I've got 1.1 TB of data that I mirror and backup every single day. This is data that would cripple me, either professionally or emotionally, if lost. No, it doesn't contain the bloated dvdrip collection I made since we've found we rarely use it at all.. and it took me two months to rip our entire dvd collection. Even with automation. Good grief that was time wasted.
It doesn't include our music files, all carefully ripped from the merged cd collection when Becka and I moved in together, all stored in flac of course. No, we never use that, not since Spotify.
So what exactly does it contain if it's that large? Photos taken after the advent of digital cameras, and scans of photos even older still. Videos of birthdays, Christmas dinners, etc. That means the only visual motion medium record of my father and grandfather since they've both passed. If I were to lose those.. All the code, websites, games, applications, writing and projects in general I've created during my 27 year stint with computers.

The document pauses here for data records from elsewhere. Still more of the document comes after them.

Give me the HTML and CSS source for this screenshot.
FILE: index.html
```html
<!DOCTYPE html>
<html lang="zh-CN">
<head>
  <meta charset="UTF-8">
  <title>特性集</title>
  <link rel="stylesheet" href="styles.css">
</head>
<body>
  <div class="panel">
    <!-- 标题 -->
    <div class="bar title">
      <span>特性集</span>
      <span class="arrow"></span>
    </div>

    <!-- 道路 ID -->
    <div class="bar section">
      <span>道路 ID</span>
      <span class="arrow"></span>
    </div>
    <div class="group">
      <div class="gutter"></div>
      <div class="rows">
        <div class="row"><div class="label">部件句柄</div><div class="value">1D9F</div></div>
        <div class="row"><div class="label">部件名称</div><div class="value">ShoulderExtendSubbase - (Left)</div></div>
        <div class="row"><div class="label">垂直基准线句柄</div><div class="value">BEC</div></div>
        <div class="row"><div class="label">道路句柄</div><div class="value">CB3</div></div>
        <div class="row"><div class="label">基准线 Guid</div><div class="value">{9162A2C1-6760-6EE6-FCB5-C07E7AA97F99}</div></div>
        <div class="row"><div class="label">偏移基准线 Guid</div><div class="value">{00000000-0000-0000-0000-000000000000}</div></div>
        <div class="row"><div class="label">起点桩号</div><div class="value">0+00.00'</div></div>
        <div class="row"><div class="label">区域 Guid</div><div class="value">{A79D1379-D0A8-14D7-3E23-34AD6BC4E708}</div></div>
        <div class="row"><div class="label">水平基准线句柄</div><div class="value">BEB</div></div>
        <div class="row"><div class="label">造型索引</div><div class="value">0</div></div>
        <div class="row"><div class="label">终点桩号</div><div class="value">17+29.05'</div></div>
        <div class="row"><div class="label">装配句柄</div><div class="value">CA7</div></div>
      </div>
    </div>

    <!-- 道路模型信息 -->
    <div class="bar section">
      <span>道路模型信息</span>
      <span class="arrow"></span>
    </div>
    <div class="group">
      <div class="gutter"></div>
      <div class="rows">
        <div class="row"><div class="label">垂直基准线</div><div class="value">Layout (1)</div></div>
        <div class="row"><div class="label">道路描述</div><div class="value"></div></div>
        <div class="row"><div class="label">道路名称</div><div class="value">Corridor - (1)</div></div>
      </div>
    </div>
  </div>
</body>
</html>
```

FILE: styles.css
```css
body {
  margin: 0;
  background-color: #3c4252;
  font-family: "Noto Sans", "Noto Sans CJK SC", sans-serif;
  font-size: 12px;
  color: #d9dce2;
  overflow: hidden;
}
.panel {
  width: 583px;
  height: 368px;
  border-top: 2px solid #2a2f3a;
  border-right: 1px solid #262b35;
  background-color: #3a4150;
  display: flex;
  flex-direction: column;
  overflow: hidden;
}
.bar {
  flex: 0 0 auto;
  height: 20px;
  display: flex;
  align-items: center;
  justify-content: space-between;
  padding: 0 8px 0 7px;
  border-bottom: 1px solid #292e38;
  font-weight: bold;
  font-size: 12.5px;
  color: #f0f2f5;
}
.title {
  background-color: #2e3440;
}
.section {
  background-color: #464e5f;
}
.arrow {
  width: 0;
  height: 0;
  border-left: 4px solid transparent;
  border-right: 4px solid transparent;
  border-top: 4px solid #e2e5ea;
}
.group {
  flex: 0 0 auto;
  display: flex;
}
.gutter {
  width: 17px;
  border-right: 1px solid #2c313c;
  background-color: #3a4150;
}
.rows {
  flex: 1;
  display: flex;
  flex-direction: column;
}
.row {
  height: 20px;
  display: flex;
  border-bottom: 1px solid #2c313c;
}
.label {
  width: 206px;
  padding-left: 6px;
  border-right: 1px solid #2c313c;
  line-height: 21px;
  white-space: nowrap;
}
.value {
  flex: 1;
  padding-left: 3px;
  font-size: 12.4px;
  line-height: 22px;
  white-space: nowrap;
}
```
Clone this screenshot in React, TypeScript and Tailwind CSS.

Google Drive's new pricing is.. tempting. 1TB for $9.99 per month is pretty much perfect with some slimming down. Unfortunately, the time it would take to make the initial backup to Drive's slow as molasses servers was just too daunting, if you factor in how many changes there will be to the archive during the weeks it'll take to upload it and you're left with pure frustration.
You might call some of us paranoid about not wanting Google to search through, digest and then hand out our private, financial data to foreign intelligence agencies. But you damn well should be paranoid about criminal elements doing the same, especially since people have a nasty habit of leaving sensitive information like credit card numbers in plain-text files.
I've cleaned up the shattered remains of people's digital and financial existences after a completely harmless third party site, let's say a forum about soccer, was hacked. The attackers checked what e-mails were being used for the accounts, oh hey look, a @gmail.com e-mail. Then they cracked the password hashes, which is extremely simple to do these days if the password is weak. Then like the snap of your fingers they had access to my mate's Google account. Not because Google was hacked, not because the soccer site was somehow nefarious. But because the person maintaining the forum wasn't that security savvy and my mate used the same password for every bloody site.
Encryption, heavy encryption, isn't just for the paranoid but for the people who are willing to be a little inconvenienced every day and in return avoid having their lives ruined by identity theft when the day comes. EncFS has major problems that they're hoping to solve for v2. But it works right now, it can be used right now. It's free and is compatible with all file-based cloud services, drive, dropbox, box, etc. You should already be using it.
So just how did I end up making backups? My local server does a mirroring of the backup archives to a separate disc every night, this disc is encrypted with EncFS. The disc rests in an open usb-cradle on my desk. Whenever I leave home I pop the disc out, plop it into a rubber protective case and deposit it in a safe, secure location outside of my home.
It's an off-site, complete backup that is encrypted to the point where the sun would burn out before anyone manages to decipher it in case they happened to stumble across the disc. I'm safe from the eventual fire striking our apartment, burglaries are covered. But it's a pain in the arse and requires absolute discipline whenever you plan to leave home. That one time you say "meh, nothing will happen" and leave the disc at home. That's when it will happen.
I will be making a couple of follow-up posts with how-tos on, well, how to actually implement this in the most frictionless way I've found. The one thing you should start doing right now, this very second, is simply: use different passwords for all of your online accounts. All of them. KeePassX will help you do that, and there's LastPass for the less suspicious. Start there.